[This was originally posted on X DOT COM. Putting it here for posterity.]
There was this guy called The Wizard. He was one of those amazing characters you only find in Hollywood.
He could, and did, make anything at the last minute.
The same day even.
I say he could make anything but it was mostly wardrobe related items. Something we always got from him was sports jerseys.
We’d be doing some pro sports related project. These always got produced before the start of the season so it could be aired in time for the first games. So we’d be doing, say, an NFL spot. And we’d have the actual NFL players. But we’d need jerseys.
The team won’t give us their jerseys. And you can’t buy the jerseys before the season. Due to last minute trades, the companies that make “authentic” jerseys for fans don’t manufacture them until right before the season. They don’t want to make a bunch and then be stuck with them after a player is traded.
But The Wizard could do it. He could make the starting line for Dallas Cowboys with a 48 hour turnaround. He’d even make duplicates.
My wife the costumer would use him for patches (for companies, law enforcement, military etc.). She also used him for custom t-shirts. Maybe there was a scene with a 5k fun run. He’d kick 100s of t-shirts out in a day.
He’d also do decals, and even fake IDs and credit cards for the prop department.
He was one of those New Yorkers who ends up in LA and never really assimilated to the laid back West Coast culture. He always sounded angry and bitchy but he was just his New York self.
One time I had a director who wanted the banana from the cover of that Velvet Underground album embroidered on the back of a Levis jacket. So I picked up the phone and called The Wizard. I can’t remember his real name, because I always called him “Wizard”.

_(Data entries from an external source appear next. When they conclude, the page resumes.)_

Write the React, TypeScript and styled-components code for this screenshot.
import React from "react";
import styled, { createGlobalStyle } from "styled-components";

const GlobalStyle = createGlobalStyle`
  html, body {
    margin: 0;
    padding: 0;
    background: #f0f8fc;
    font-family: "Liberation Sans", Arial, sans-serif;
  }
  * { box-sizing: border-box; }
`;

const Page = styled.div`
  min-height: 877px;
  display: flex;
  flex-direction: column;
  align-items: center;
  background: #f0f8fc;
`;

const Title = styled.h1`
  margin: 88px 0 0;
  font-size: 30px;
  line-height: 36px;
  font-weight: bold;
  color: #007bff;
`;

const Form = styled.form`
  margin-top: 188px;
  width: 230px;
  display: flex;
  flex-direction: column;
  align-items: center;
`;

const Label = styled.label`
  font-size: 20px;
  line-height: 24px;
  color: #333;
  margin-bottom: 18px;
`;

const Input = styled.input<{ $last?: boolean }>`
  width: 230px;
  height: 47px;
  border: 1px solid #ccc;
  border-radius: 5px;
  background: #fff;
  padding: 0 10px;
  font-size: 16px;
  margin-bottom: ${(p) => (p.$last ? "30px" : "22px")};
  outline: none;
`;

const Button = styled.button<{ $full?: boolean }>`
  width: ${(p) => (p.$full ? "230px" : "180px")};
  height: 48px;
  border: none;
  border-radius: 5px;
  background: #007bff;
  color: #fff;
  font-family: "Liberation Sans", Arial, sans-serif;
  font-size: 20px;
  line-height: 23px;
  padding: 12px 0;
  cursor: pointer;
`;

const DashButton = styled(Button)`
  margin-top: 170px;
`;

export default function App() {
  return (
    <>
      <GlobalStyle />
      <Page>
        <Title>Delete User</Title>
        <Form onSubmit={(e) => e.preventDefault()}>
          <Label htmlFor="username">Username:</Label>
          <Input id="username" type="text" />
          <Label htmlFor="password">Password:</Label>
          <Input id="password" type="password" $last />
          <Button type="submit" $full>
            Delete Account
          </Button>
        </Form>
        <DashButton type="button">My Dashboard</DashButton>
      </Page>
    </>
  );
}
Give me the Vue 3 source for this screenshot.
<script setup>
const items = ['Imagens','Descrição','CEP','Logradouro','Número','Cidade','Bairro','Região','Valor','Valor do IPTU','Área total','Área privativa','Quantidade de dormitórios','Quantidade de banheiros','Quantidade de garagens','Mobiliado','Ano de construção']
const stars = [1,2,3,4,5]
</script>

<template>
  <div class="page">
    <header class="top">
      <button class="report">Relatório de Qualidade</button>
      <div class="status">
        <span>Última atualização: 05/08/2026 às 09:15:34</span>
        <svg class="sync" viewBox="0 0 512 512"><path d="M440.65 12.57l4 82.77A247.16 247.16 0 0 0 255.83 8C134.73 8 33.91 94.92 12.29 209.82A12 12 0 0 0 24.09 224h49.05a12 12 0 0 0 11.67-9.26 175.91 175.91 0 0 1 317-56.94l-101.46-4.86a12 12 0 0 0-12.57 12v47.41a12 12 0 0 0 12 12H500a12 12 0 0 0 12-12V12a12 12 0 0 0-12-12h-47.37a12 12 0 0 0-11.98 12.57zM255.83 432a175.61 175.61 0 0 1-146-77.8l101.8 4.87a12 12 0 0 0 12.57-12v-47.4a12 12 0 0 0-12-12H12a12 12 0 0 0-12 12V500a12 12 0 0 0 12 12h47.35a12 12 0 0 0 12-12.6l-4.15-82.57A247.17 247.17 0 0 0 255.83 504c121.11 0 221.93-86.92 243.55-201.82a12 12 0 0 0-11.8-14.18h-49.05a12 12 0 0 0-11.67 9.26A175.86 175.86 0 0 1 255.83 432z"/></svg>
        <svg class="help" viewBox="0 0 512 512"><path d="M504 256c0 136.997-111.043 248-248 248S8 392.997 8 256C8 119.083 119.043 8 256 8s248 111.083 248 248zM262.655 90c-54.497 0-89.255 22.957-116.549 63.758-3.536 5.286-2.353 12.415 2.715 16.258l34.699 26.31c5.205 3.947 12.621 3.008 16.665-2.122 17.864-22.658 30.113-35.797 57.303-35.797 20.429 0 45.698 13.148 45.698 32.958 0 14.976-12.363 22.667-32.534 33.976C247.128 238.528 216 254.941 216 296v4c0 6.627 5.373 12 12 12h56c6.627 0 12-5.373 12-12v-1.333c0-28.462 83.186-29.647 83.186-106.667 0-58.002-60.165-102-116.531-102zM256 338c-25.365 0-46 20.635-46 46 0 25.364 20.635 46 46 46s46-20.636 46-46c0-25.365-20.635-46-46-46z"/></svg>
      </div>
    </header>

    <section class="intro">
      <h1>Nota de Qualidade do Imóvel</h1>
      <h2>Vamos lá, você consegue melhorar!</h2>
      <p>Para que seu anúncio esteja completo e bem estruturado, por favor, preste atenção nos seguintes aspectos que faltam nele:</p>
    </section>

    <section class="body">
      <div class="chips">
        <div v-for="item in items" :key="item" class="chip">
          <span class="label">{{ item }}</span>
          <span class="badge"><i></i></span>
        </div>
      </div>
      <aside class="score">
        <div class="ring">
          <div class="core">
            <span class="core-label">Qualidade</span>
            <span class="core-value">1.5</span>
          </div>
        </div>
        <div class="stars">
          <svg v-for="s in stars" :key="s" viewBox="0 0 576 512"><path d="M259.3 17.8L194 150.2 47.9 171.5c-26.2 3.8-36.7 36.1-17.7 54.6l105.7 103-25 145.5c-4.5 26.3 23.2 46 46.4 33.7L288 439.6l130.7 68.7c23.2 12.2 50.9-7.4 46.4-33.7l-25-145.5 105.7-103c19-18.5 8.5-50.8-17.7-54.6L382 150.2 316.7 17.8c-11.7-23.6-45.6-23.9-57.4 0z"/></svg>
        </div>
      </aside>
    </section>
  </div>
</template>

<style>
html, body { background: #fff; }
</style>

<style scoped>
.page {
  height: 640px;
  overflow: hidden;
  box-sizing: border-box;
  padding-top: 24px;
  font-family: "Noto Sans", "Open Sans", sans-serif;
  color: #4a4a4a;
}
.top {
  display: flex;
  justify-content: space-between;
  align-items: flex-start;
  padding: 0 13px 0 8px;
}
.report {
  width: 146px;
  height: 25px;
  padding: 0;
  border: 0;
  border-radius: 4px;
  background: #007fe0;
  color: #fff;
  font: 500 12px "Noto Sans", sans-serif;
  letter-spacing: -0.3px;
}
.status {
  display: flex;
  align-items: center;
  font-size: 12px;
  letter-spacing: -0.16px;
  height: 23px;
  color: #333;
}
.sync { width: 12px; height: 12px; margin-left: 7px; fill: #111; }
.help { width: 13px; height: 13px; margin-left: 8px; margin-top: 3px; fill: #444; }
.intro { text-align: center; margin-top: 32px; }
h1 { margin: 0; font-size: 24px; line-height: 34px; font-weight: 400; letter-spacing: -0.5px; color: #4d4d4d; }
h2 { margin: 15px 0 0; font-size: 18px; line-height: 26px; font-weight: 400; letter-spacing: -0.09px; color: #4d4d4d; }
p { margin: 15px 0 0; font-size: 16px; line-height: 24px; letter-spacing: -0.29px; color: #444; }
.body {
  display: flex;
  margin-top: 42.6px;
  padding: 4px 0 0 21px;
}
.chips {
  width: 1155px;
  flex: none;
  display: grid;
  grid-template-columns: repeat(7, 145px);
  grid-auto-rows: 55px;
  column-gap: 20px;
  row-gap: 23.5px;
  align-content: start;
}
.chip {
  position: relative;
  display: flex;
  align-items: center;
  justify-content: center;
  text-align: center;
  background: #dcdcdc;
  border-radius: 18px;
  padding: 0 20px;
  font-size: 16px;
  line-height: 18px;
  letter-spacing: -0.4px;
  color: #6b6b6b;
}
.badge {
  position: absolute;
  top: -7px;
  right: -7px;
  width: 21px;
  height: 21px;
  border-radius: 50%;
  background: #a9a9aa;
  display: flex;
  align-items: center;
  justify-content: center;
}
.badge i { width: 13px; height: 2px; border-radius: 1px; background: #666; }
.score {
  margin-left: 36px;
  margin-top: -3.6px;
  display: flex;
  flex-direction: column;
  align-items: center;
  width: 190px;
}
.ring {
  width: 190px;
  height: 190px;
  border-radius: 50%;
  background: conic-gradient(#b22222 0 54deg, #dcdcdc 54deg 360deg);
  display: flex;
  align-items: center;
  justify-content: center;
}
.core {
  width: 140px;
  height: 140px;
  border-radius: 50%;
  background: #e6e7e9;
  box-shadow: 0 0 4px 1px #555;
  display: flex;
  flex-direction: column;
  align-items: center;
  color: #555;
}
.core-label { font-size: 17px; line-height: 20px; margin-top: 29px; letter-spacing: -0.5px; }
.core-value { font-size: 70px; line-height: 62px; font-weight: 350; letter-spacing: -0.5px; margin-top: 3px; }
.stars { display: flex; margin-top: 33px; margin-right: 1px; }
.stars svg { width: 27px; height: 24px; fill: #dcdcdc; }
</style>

“Hi Wizard this is Rambo Van Halen and I need the banana from the Velvet Underground album cover on the back of a Levis jacket.”
And in his heavy New Yawk accent he said something like “Hey Rambo, I just saw your wife! And yes I can make you a patch BUT DO YOU FUCKING REALIZE THAT THE FUCKING BANANA IS AN ANDY FUCKING WARHOL PAINTING AND THEY WILL SUE YOUR FUCKING ASS OFF IF YOU USE IT?”
Now, I did know this. But when a director asks you for something you get it. I’ll let the lawyers figure out the Andy Fucking Warhol clearance issues. I tell him as much--that’s it not my problem just please get the patch and we need it tomorrow.
He responds with a “Sure not problem” but then he launches into a 20 minute tirade about all the fucking hack directors stealing other peoples art and what a terrible artist Andy Fucking Warhol was and how the fuck why would you rip off the art of a ripoff artist like Andy Fucking Warhol. I’m listening on the phone and laughing my ass off. I’m laughing so hard everyone in the (open floorplan) office is staring wondering what’s so funny.
After his little outburst he again agreed to do it, we settled on a price, and he delivered 24 hours later. But by that point the director had forgotten all about the shot with the hot chick in the Levis jacket. So we never shot it and we never got our asses sued by the fucking Warhol Foundation.
The Wizard got sick and died. I think it was cancer. I heard about it after the fact. I had moved up past the phase where I was calling people for shit. By the time of his passing I was asking other people to call people for shit.
We needed some random prop and I told my production team to call The Wizard. Because he’s the best.
And he can get it done.
Because he’s “the guy.”
And someone told me he died. And there was no more The Wizard.
I was driving home today. Sweet Jane came up on the playlist. And I thought about The Wizard.
I miss that guy. But I’m sure someone took his place.
There’s always room for another Wizard in Hollywood.
I wonder how common this is. I worked with a NY transplant at a client in SoCal, Fucking Tony. He would walk into the office and greet us with "Hey, you guys okay in here? You need some more fucking chairs in here or something?"
Rumor is the laid-back Californians didn't like his New York ways, but they couldn't get rid of him because he got shit done.
Damn he was like one of those US immigrant Scandos who speaks old Swedish because he's been cut off from the mother tongue for 150 years. Almost no one in NYC has a New York accent anymore. You have to go out to Nassau county or the northeast Bronx to find the rare specimen these days.
I can do various NY accents - Brooklyn, Queens, Bronx and sometimes I slip into my childhood accent - sort of a Bronx/Brooklyn mashup since that's where I grew up. But find one in the wild? Not in years.